I lived in Garden City for six years, in Zamalek for eleven, in Heliopolis for four, and now I’ve been in Maadi for one. In each neighbourhood I had a restaurant that I visited more than all the others and where I established a relationship with the people who worked there. In Garden City it was not, as you might expect, Taboula, even though I lived in the building next door, because in those days Taboula was still a brothel called Borsalino. There was however a little kofta and kebab place on Kasr al Aini that I adored. In Zamalek it was for a long time La Piazza at the Four Corners, (now closed), and then I shifted to La Bodega. In Heliopolis I lived next to the Fairmont and was a regular at all the restaurants there, especially Aqua E Luce and then, later, Maria’s, which has the best Mexican food I have ever had anywhere: well worth the trip.

Maadi has been a different story. When you move into a new area it takes a while to familiarise yourself with what is on offer. I knew absolutely nothing about this little village and set about exploring. There are some great restaurants here but over time I discovered that what Maadi does better than anywhere else in Cairo is Asian food thanks to the large Asian community located here.

I had sworn off Chinese food a long time ago because I felt that there were no decent Chinese restaurants in town and because I had become more attracted to Thai and Japanese cuisine. In Maadi I learned that one can in fact find authentic Chinese fare and have started in on it again. There is a hole-in-the-wall place off Nasr St. called the Joy Luck Chinese restaurant; there are at least three similar places on Rd. 233, (especially notable is Genghis Khan for their hotpot); and my favorite is China Winds near CAC. Recently at China Winds I ate marinated chicken feet, braised camel hooves, lily bulb soup, and duck eggs preserved in ash and salt for a hundred days. Try finding that Downtown.

But the restaurant that I have come to think of as my special neighbourhood place has turned out to be a Korean one, Gaya (41, Rd. 218). It doesn’t hurt that her royal self loves it too.

If Cairenes know anything of Korean food, they associate it with those faux-Korean tourist places that serve Mongolian barbeque. Sure, it’s fun to cook meat over a charcoal brazier sunk into your table, but this has nothing to do with true Korean cuisine, which is based upon the oriental rule of the five flavours: salt, sweet, sour, hot and bitter. At Gaya these are achieved through soy, honey, vinegar, chilies and ginger.

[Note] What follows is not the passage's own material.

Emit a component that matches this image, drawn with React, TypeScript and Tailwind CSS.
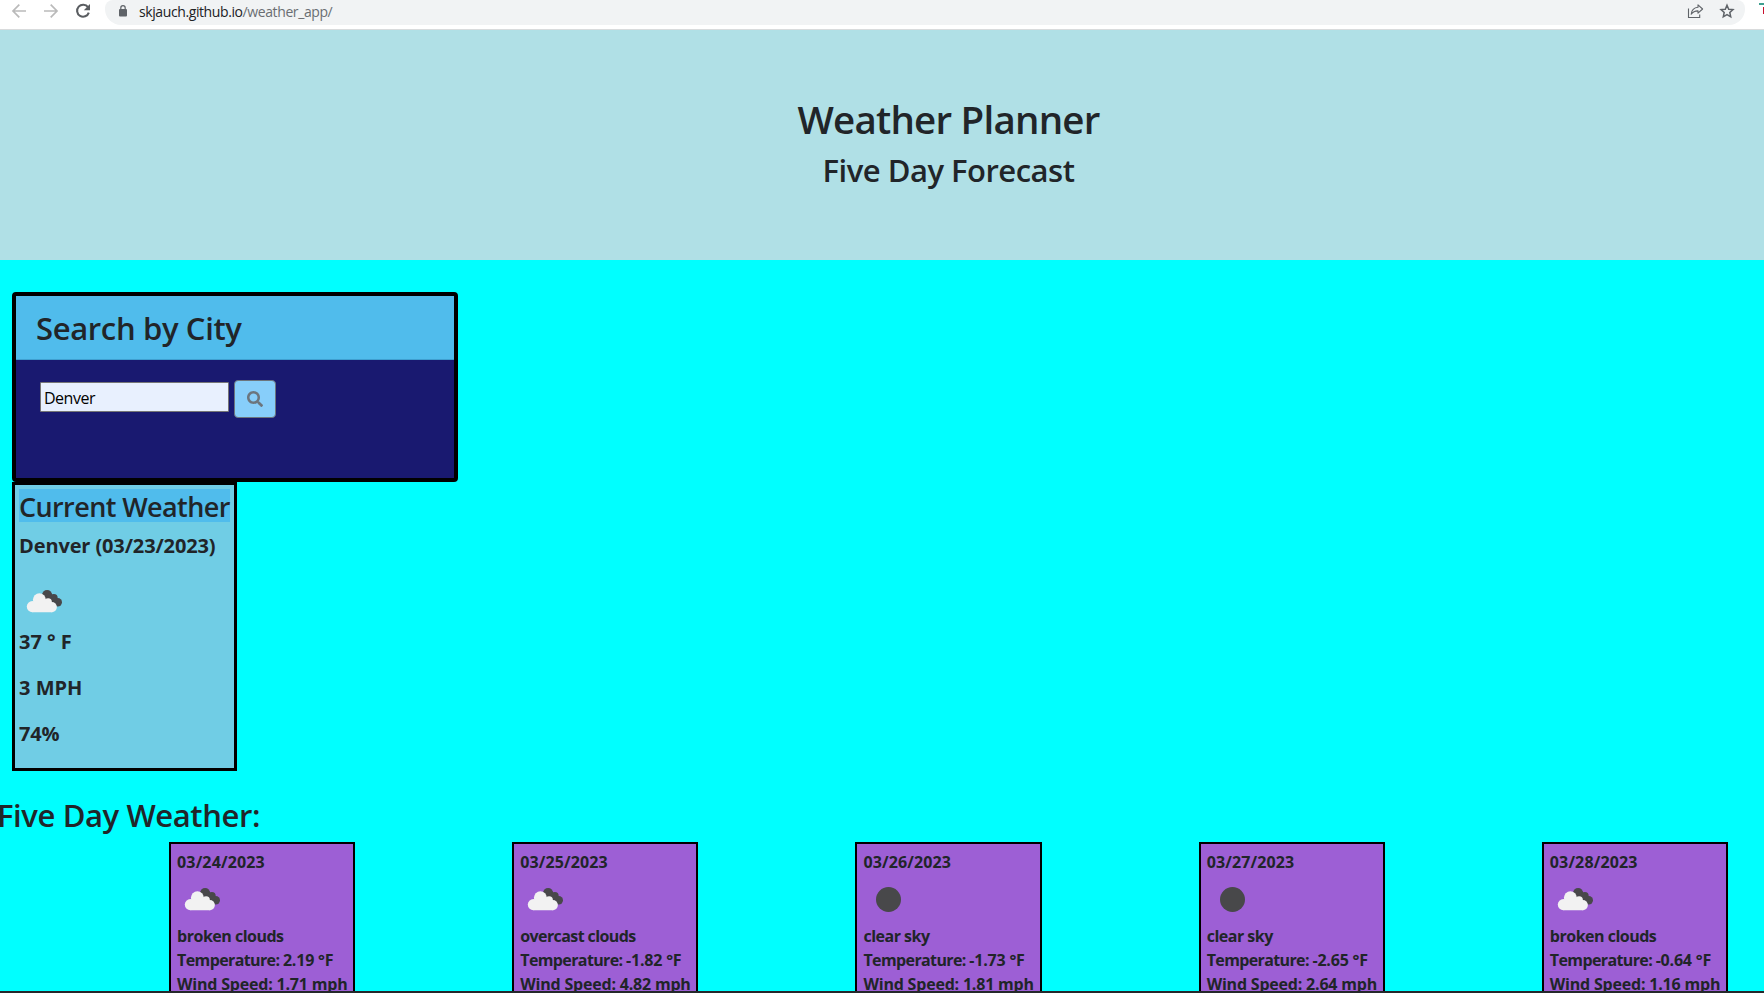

Founded by Ali Lee back in the mid-‘80s and run now by his daughters Eunyoung and Eunjoo, many of the ingredients for their soups, spices and sauces are imported directly from Korea, and they make their own tofu fresh every morning. Gaya has a pan-Asian menu, but skip the spring rolls and go for the recipes that the family brought with them from Seoul. My favorites are the subtly perfumed bimbimbap (poached egg and fried rice), the cracklingly sweet kaalbi (barbeque beef ribs) and the peppery kimchi jjigae (a soup of pickled cabbage and chilies).

But you know, this is a friendly, casual neighbourhood place, filled mostly with Asian ex-pats. So you don’t need my advice; and you don’t need a menu: just make yourself at home and ask for whatever Eunyoung and Eunjoo are making that day for their family and friends. If you get  to know them well enough, the wait staff won’t even ask, they’ll give you a warm welcome, take you to your usual table, bring you your preferred beverage, set out some salads and appetisers, and tell the chef that a couple more have dropped by for lunch.